I don’t discriminate against smokers, although some landlords do. A “No Smoking” policy is no different than a “No Pets” policy. Landlords have the right to decide whether they’ll allow pets and/or smoking in their units, because both of these can alter the state of the rental in a negative way. The Federal Fair Housing Acts prohibit discrimination on the basis of race, color, religion, national origin, gender, age, familial status (having children), and physical or mental disability (including alcoholism and past drug addiction). In addition, many states and cities also prohibit discrimination based on marital status or sexual orientation. But smoking is a different issue altogether.
Pets can destroy carpet and walls.

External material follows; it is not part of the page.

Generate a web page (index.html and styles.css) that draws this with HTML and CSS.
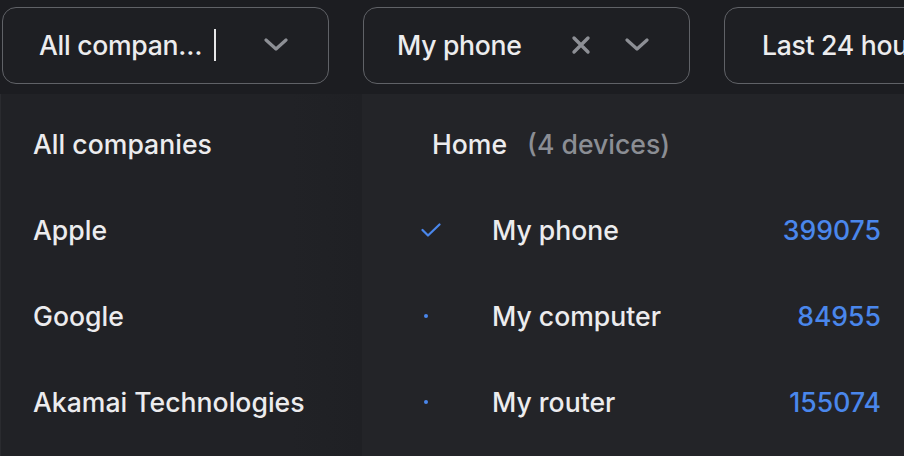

Smoke leaves an odor and also deposits a brownish (nicotine?) stain on the walls and ceilings. This picture was taken recently. My tenant — a diehard smoker — had lived in this unit a little over a year, and the ceiling was covered with this brown stain. Talk about second hand smoke! It’s nothing that a coat of paint won’t take care of, but some landlords just don’t want to deal with it. As you can see, the painted section is about 10 shades lighter.
When I have smoke stains on the walls, I sometimes just wwash them down, if they’re in good shape otherwise. But ceilings are difficult, so it’s easier to just paint over the stains. As you can see in the photo, if you use good paint one coat will cover.
Or, if you just don’t want to deal with it in the first place, just don’t. It’s your right.